Hacker News new | ask | show | jobs
by _8j50 2771 days ago
Why were there no military actions against russia for DNC hacks then? Sure,they might bomb a few useless places if a 3rd world country did it. But the US will need to weigh the cost of attacking countries like China,N Korea,Russia or any one of the currently US allied western european and some asian countries like Japan and Vietnam. Good chance the attackers deny relationship with the Gov't,US will respond with just air strikes and sanctions.

If N Korea caused something like the 2008 crash,is it worth a regional nuclear war by invading them? You're also assuming it's just one country that will attack and they haven't already prepared an invasion against mainland US

2 comments

>Why were there no military actions against Russia for the DNC hacks then?

Probably because the “evidence” Russia hacked the DNC is dubious at best.

There are reports from the FBI, CIA and joint reports from the Department of Homeland Security detailing what they describe as intention from Russian backed security groups.

Here are two links to the joint reports from the three letter agencies involved:

https://www.dni.gov/files/documents/ICA_2017_01.pdf

https://www.us-cert.gov/sites/default/files/publications/JAR...

The US appears to be shockingly unprepared for social cyberwar.

If you're an aggressor, you don't need to break infrastructure or blow things up. For the cost of a few troll farms, a few training classes in infowar, and maybe a mainstream news outlet or two, you can split any country along its political fault lines and encourage division, sectarianism, social unrest, "spontaneous" terrorism, and perhaps eventually civil war.

A country like the US, which has extremely deep social fault lines, is almost ridiculously vulnerable to this kind of attack.

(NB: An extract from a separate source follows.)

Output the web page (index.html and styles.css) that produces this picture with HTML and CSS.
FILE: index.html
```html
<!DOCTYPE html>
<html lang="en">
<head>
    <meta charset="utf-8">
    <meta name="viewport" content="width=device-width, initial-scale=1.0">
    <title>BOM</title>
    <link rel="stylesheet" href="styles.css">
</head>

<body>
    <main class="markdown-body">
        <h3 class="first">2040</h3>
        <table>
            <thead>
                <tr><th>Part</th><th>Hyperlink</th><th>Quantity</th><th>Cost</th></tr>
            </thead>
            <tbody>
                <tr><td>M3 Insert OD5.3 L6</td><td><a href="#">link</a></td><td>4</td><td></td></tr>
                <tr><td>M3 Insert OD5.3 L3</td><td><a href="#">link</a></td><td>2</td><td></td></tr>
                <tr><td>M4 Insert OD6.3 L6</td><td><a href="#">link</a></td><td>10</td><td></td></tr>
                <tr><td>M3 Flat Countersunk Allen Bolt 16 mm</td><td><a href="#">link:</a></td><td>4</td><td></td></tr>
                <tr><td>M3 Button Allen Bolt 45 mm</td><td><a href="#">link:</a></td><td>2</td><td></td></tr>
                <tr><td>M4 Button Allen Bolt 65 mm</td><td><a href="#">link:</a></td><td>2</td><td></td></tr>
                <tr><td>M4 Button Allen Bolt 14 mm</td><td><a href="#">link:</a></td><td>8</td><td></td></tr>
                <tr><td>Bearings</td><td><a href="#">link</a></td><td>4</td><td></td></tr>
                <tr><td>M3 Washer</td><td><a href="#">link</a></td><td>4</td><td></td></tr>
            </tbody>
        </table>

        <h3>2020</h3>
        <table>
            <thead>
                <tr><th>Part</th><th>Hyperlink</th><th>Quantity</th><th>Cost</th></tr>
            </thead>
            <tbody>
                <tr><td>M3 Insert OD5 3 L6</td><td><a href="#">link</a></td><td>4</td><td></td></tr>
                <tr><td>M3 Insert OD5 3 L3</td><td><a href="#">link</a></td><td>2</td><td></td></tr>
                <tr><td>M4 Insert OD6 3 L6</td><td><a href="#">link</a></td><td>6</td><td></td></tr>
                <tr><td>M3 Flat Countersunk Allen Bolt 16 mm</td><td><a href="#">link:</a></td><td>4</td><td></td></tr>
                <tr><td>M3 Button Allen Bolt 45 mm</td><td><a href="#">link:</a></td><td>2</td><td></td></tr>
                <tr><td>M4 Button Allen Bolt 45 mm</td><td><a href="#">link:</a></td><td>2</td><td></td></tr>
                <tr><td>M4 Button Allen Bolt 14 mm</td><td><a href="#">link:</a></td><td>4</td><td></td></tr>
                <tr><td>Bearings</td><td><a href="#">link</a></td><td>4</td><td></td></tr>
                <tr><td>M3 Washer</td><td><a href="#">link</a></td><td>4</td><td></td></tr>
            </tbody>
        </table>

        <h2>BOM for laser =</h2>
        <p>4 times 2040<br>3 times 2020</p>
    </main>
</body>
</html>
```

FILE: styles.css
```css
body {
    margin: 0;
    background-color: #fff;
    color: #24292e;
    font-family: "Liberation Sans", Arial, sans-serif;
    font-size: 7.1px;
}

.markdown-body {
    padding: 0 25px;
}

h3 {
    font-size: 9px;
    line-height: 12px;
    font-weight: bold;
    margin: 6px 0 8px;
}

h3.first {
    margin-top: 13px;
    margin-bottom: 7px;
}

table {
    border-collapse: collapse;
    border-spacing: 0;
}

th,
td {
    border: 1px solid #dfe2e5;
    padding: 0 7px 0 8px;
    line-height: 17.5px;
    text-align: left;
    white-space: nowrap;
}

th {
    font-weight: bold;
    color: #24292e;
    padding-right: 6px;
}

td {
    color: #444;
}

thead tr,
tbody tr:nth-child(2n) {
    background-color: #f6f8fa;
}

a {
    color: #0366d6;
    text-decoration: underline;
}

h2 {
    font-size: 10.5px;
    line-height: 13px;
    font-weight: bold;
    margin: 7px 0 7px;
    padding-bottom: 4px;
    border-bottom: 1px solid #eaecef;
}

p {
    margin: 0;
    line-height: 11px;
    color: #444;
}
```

And with the right financial and/or political incentives, there will always be potential fifth column interests who would support such an effort, as long as they gain personally.

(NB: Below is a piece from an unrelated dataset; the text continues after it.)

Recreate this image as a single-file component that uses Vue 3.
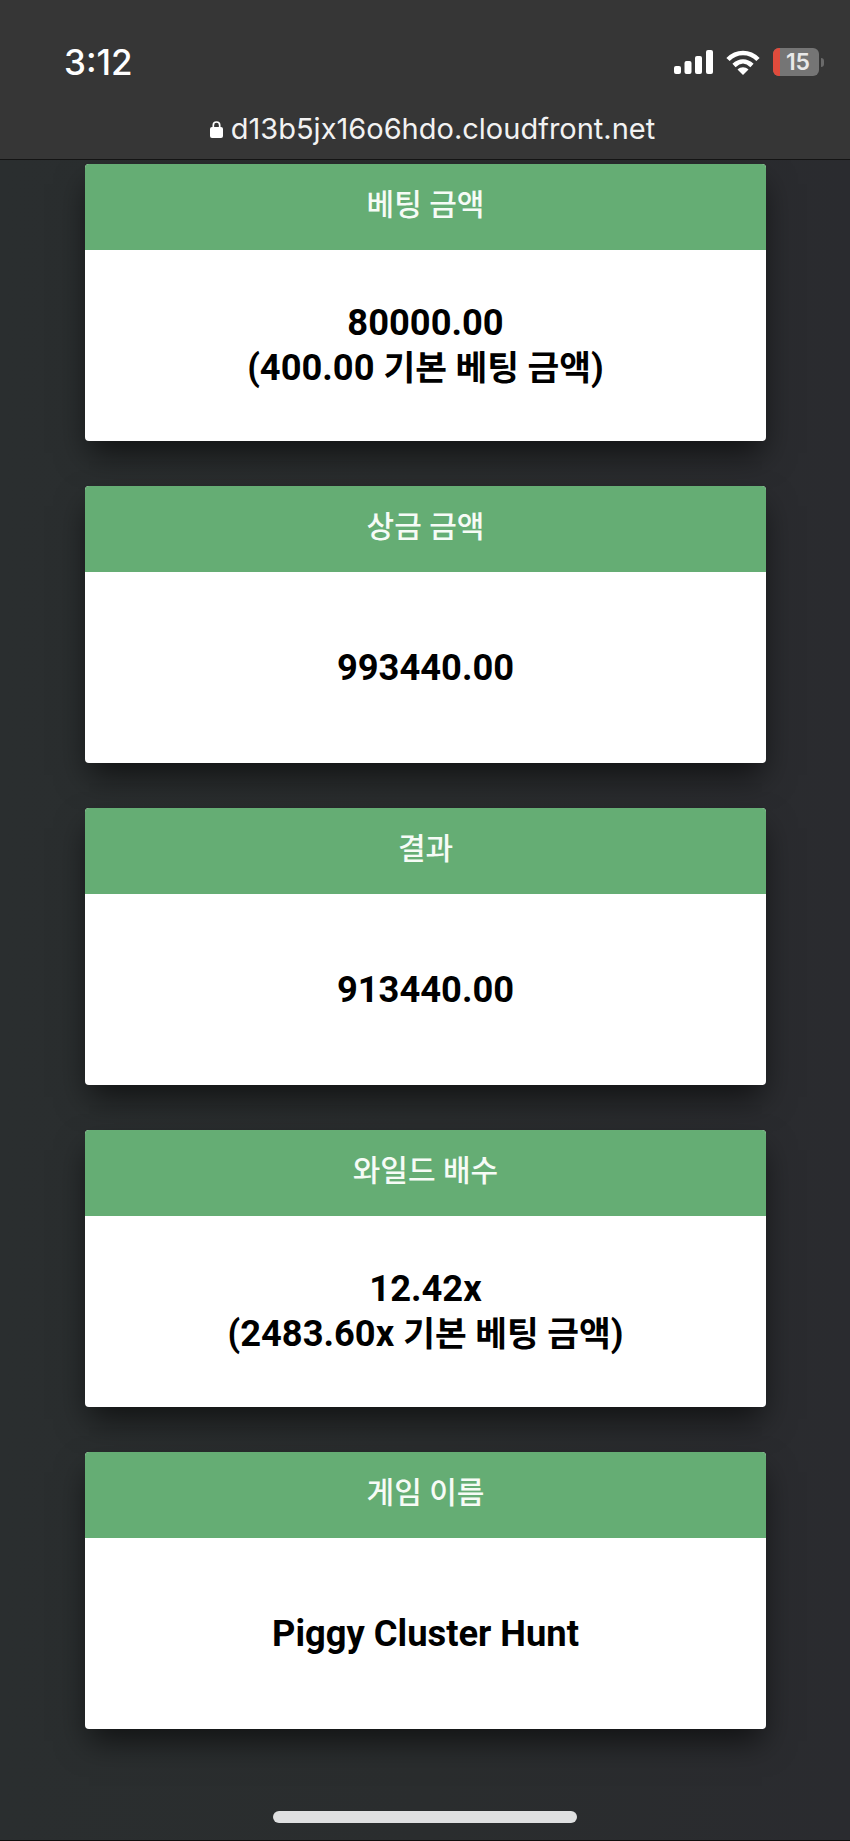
<script setup>
const cards = [
  { title: '베팅 금액', value: '80000.00', note: { base: '(400.00', label: '기본 베팅 금액' } },
  { title: '상금 금액', value: '993440.00' },
  { title: '결과', value: '913440.00' },
  { title: '와일드 배수', value: '12.42x', note: { base: '(2483.60x', label: '기본 베팅 금액' } },
  { title: '게임 이름', value: 'Piggy Cluster Hunt' },
]
</script>

<template>
  <div class="screen">
    <header class="chrome">
      <div class="status">
        <span class="time">3:12</span>
        <div class="indicators">
          <svg class="signal" width="39" height="24" viewBox="0 0 39 24" fill="#fff">
            <rect x="0" y="16" width="7" height="8" rx="2" />
            <rect x="10.500" y="11" width="7" height="13" rx="2" />
            <rect x="21" y="6" width="7" height="18" rx="2" />
            <rect x="32" y="0" width="7" height="24" rx="2" />
          </svg>
          <svg class="wifi" width="34" height="25" viewBox="0 0 34 25" fill="none" stroke="#fff" stroke-width="4.6">
            <path d="M2 9.500C10.500 .8 23.500 .8 32 9.500" />
            <path d="M8 15.500C13.500 10.200 20.500 10.200 26 15.500" />
            <path d="M17 25L11.500 19.500C15 16.500 19 16.500 22.500 19.500Z" fill="#fff" stroke="none" />
          </svg>
          <div class="battery">
            <span class="level"></span>
            <span class="charge">15</span>
          </div>
          <span class="nub"></span>
        </div>
      </div>
      <div class="address">
        <svg width="13" height="18" viewBox="0 0 13 18" fill="#fff">
          <path d="M3.300 8V5.200a3.200 3.200 0 0 1 6.400 0V8" fill="none" stroke="#fff" stroke-width="1.700" />
          <rect x="0" y="7" width="13" height="11" rx="2" />
        </svg>
        <span>d13b5jx16o6hdo.cloudfront.net</span>
      </div>
    </header>

    <main class="list">
      <section v-for="card in cards" :key="card.title" class="card">
        <h2 class="card-title">{{ card.title }}</h2>
        <div class="card-body">
          <div>{{ card.value }}</div>
          <div v-if="card.note">{{ card.note.base }} <span class="ko">{{ card.note.label }}</span>)</div>
        </div>
      </section>
    </main>

    <div class="home-bar"></div>
  </div>
</template>

<style scoped>
.screen {
  position: relative;
  width: 850px;
  height: 1841px;
  overflow: hidden;
  background: linear-gradient(90deg, #2a2e2f 0, #2a2d2e 425px, #2a2b2f 850px);
  border-bottom: 1px solid #0e0e0e;
  box-sizing: border-box;
  font-family: Roboto, "Noto Sans CJK KR", sans-serif;
}
.chrome {
  position: relative;
  z-index: 1;
  height: 159px;
  background: #363636;
  border-bottom: 1px solid #141414;
  color: #fff;
}
.status {
  display: flex;
  justify-content: space-between;
  align-items: center;
  padding: 44px 0 0 64px;
  height: 36px;
}
.time {
  font-family: Inter, sans-serif;
  font-size: 35px;
  font-weight: 500;
  line-height: 36px;
}
.indicators {
  display: flex;
  align-items: center;
  margin-right: 26px;
}
.signal { margin-right: 13px; }
.wifi { margin-right: 13px; }
.battery {
  position: relative;
  width: 46px;
  height: 28px;
  border-radius: 6px;
  background: #757575;
  overflow: hidden;
  display: flex;
  justify-content: center;
  align-items: center;
}
.level {
  position: absolute;
  left: 0;
  top: 0;
  bottom: 0;
  width: 7px;
  background: #e04b3c;
}
.charge {
  position: relative;
  left: 2px;
  font-family: Inter, sans-serif;
  font-size: 23px;
  font-weight: 600;
  color: #e9e9e9;
}
.nub {
  width: 3px;
  height: 9px;
  margin-left: 2px;
  border-radius: 0 3px 3px 0;
  background: #6a6a6a;
}
.address {
  display: flex;
  justify-content: center;
  align-items: center;
  gap: 8px;
  margin-top: 32px;
  padding-left: 15px;
  font-family: Inter, sans-serif;
  font-size: 29px;
  line-height: 34px;
  color: #f2f2f2;
}
.list {
  display: flex;
  flex-direction: column;
  gap: 45px;
  width: 681px;
  margin: 4px 0 0 85px;
}
.card {
  height: 277px;
  border-radius: 4px;
  overflow: hidden;
  background: #fff;
  display: flex;
  flex-direction: column;
  box-shadow: 0 16px 30px -4px rgba(0, 0, 0, 0.6);
}
.card-title {
  flex: 0 0 86px;
  margin: 0;
  background: #65ad74;
  color: #f6fbf6;
  font-size: 30px;
  font-weight: 500;
  line-height: 82px;
  text-align: center;
}
.card-body {
  flex: 1;
  display: flex;
  flex-direction: column;
  justify-content: center;
  padding-bottom: 1px;
  color: #000;
  font-size: 36.300px;
  font-weight: 700;
  line-height: 45px;
  text-align: center;
}
.ko {
  font-size: 34.500px;
}
.home-bar {
  position: absolute;
  left: 273px;
  top: 1811px;
  width: 304px;
  height: 12px;
  border-radius: 6px;
  background: #dfe0e1;
}
</style>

The US has sponsored efforts like these in other countries in the past. There doesn't seem to be much understanding that it's also vulnerable to them - far more than it used to be, thanks to the amplifying effects of social media.

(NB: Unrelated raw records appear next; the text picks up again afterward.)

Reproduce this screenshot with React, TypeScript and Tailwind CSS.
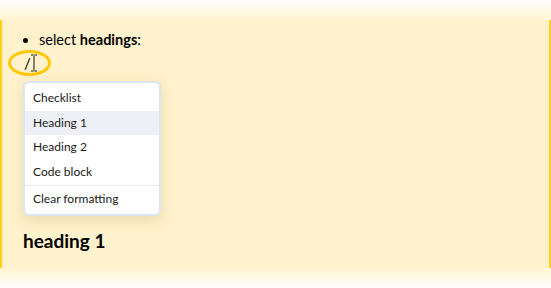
import React from "react";

const items = ["Checklist", "Heading 1", "Heading 2", "Code block"];

function TextCursor() {
  return (
    <svg width="8" height="18" viewBox="0 0 8 18" className="absolute left-[30px] top-[54px] z-10">
      <path d="M1 1h2.5M4.5 1H7M4 1.5v15M1 17h2.5M4.5 17H7" stroke="#111" strokeWidth="1" fill="none" />
    </svg>
  );
}

function SlashMenu() {
  return (
    <div className="absolute left-[23px] top-[81px] z-10 w-[138px] rounded-[6px] border-2 border-[#dde5f0] bg-white py-[3px] text-[12px] text-[#1a1a1a] shadow-[0_4px_14px_rgba(120,100,40,0.18)]">
      {items.map((label) => (
        <div
          key={label}
          className={`flex h-[24.5px] items-center px-[8px] ${label === "Heading 1" ? "bg-[#eff0f5]" : ""}`}
        >
          {label}
        </div>
      ))}
      <div className="my-[1px] h-px bg-[#eceef2]" />
      <div className="flex h-[24px] items-center px-[8px]">Clear formatting</div>
    </div>
  );
}

export default function App() {
  return (
    <div
      className="relative flex h-[288px] w-[551px] flex-col overflow-hidden bg-[#fff2cc] py-[20px] text-black"
      style={{ fontFamily: 'Lato, "Noto Sans", sans-serif' }}
    >
      <div className="pointer-events-none absolute inset-x-0 top-0 z-20 h-[22px] bg-gradient-to-b from-white to-[#fff2cc]/0" />
      <div className="pointer-events-none absolute inset-x-0 bottom-0 z-20 h-[22px] bg-gradient-to-t from-white to-[#fff2cc]/0" />

      <div className="flex flex-1 flex-col border-x-2 border-[#fcd116] pt-[10px] pl-[21px]">
        <ul className="list-disc pl-[16px] text-[14.5px] leading-5">
          <li>
            select <b>headings</b>:
          </li>
        </ul>

        <div className="pt-[3px] pl-[1px] text-[15px] leading-5">/</div>

        <div className="mt-[156px] text-[19px] font-bold leading-6">heading 1</div>
      </div>

      <div className="absolute left-[8px] top-[50px] h-[26px] w-[43px] rounded-[50%] border-[3px] border-[#ffc800]" />
      <TextCursor />
      <SlashMenu />
    </div>
  );
}
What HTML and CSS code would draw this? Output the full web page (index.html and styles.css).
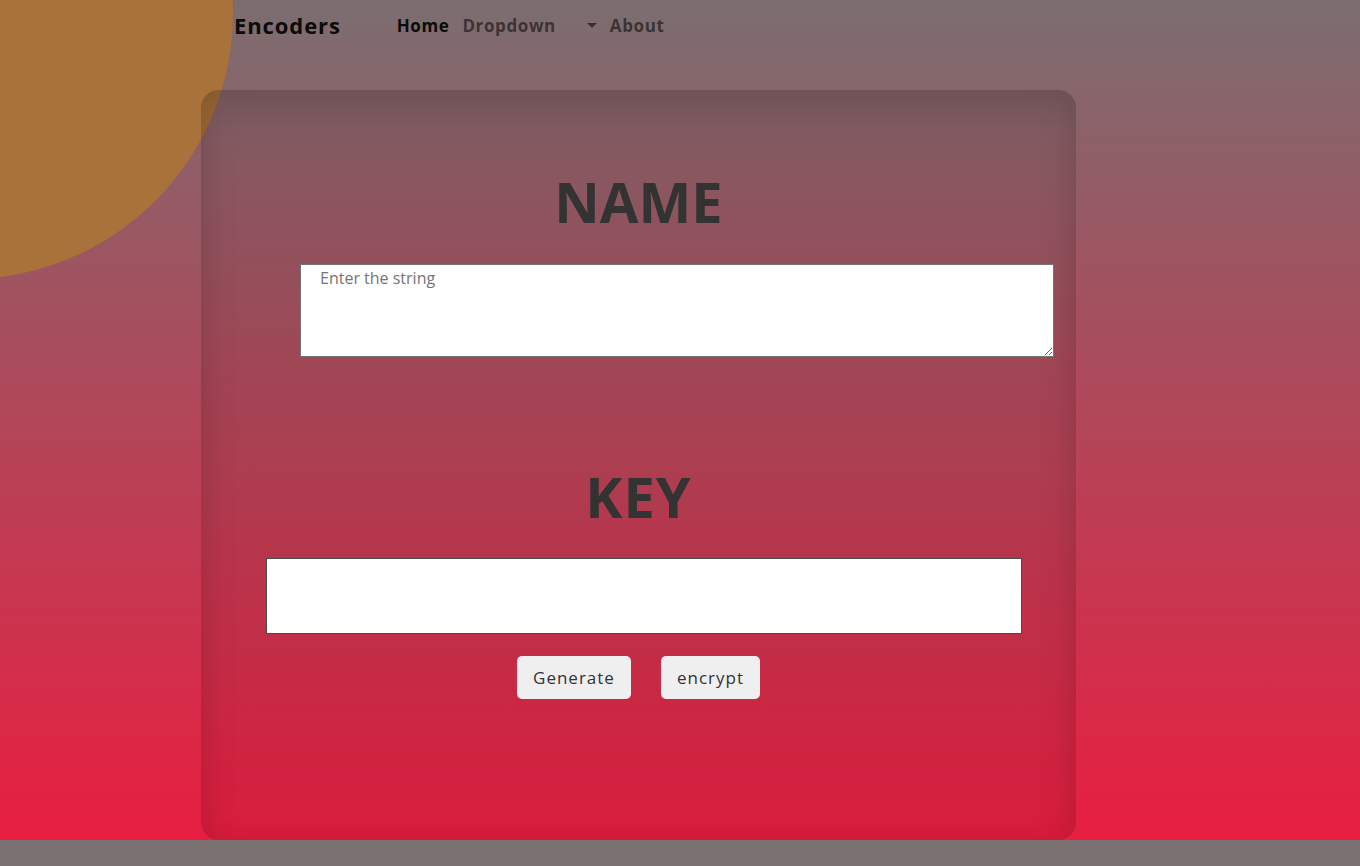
FILE: index.html
```html
<!DOCTYPE html>
<html lang="en">
<head>
	<meta charset="UTF-8">
	<title>Encoders</title>
	<link rel="stylesheet" href="styles.css">
</head>
<body>
	<div class="blob"></div>
	<nav class="navbar">
		<a href="javascript:;" class="brand">Encoders</a>
		<ul class="nav-links">
			<li><a href="javascript:;" class="active">Home</a></li>
			<li class="dropdown"><a href="javascript:;">Dropdown</a><span class="caret"></span></li>
			<li><a href="javascript:;">About</a></li>
		</ul>
	</nav>

	<div class="card">
		<h1 class="title">NAME</h1>
		<textarea class="name-box" placeholder="Enter the string"></textarea>
		<h1 class="title key-title">KEY</h1>
		<input type="text" class="key-box">
		<div class="actions">
			<button class="btn btn-generate">Generate</button>
			<button class="btn btn-encrypt">encrypt</button>
		</div>
	</div>
</body>
</html>
```

FILE: styles.css
```css
*{
	margin: 0;
	padding: 0;
	box-sizing: border-box;
}
html{
	background-color: #797070;
}
body{
	position: relative;
	height: 840px;
	font-family: "Open Sans", "Noto Sans", sans-serif;
	background: linear-gradient(to bottom, #7b6e70 0%, #e91e41 100%);
	overflow: hidden;
}
.blob{
	position: absolute;
	left: -299px;
	top: -253px;
	width: 532px;
	height: 532px;
	border-radius: 50%;
	background-color: #a8723a;
	z-index: 0;
}
.navbar{
	position: relative;
	z-index: 1;
	height: 50px;
	display: flex;
	align-items: center;
	padding-left: 234px;
}
.navbar a{
	text-decoration: none;
}
.brand{
	font-size: 22px;
	font-weight: 700;
	letter-spacing: 0.9px;
	color: #0b0b0b;
	margin-right: 56px;
}
.nav-links{
	list-style: none;
	display: flex;
	align-items: center;
}
.nav-links a{
	font-size: 17px;
	font-weight: 700;
	letter-spacing: 0.6px;
	color: rgba(0,0,0,0.55);
}
.nav-links a.active{
	color: #0b0b0b;
}
.nav-links li{
	margin-right: 13px;
}
.dropdown{
	display: flex;
	align-items: center;
}
.caret{
	display: inline-block;
	margin-left: 31px;
	width: 0;
	height: 0;
	border-top: 5px solid rgba(0,0,0,0.55);
	border-left: 5px solid transparent;
	border-right: 5px solid transparent;
}
.card{
	position: relative;
	z-index: 1;
	width: 875px;
	height: 750px;
	margin: 40px 0 0 201px;
	padding-top: 83px;
	border-radius: 18px;
	background-color: rgba(0,0,0,0.06);
	box-shadow: inset 0 22px 40px rgba(0,0,0,0.12), inset 0 0 24px rgba(0,0,0,0.06);
}
.title{
	font-size: 56px;
	font-weight: 700;
	line-height: 1;
	text-align: center;
	color: #333;
}
.key-title{
	margin-top: 111px;
	letter-spacing: 1px;
}
.name-box{
	display: block;
	width: 754px;
	height: 93px;
	margin: 35px 0 0 99px;
	padding: 2px 19px;
	border: 1px solid #767676;
	font-family: "Open Sans", sans-serif;
	font-size: 16px;
	background-color: #fff;
}
.name-box::placeholder{
	color: #757575;
}
.key-box{
	display: block;
	width: 756px;
	height: 76px;
	margin: 34px 0 0 65px;
	border: 1px solid #444c4c;
	background-color: #fff;
}
.actions{
	display: flex;
	justify-content: center;
	gap: 30px;
	margin-top: 22px;
}
.btn{
	height: 43px;
	padding: 0 16px;
	border: none;
	border-radius: 5px;
	background-color: #efefef;
	color: #333;
	font-family: "Open Sans", sans-serif;
	font-size: 17px;
	letter-spacing: 1px;
}
```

Indeed, the society is so divided, just sowing a little bit of doubt would be enough to prevent the huge decision of retaliation. Merely some anonymous accounts on influential forums could be a very cheap way to make strides in that direction.

So cheap in fact that I'm not surprised if we witness exactly that very, very nearby.

Those are both almost entirely lacking in any technical evidence.
The dutch literally watched the russians over cctv cameras(apt28).
The hacks may have manipulated public opinion, but that's it. Why is that worth military attack? It's not.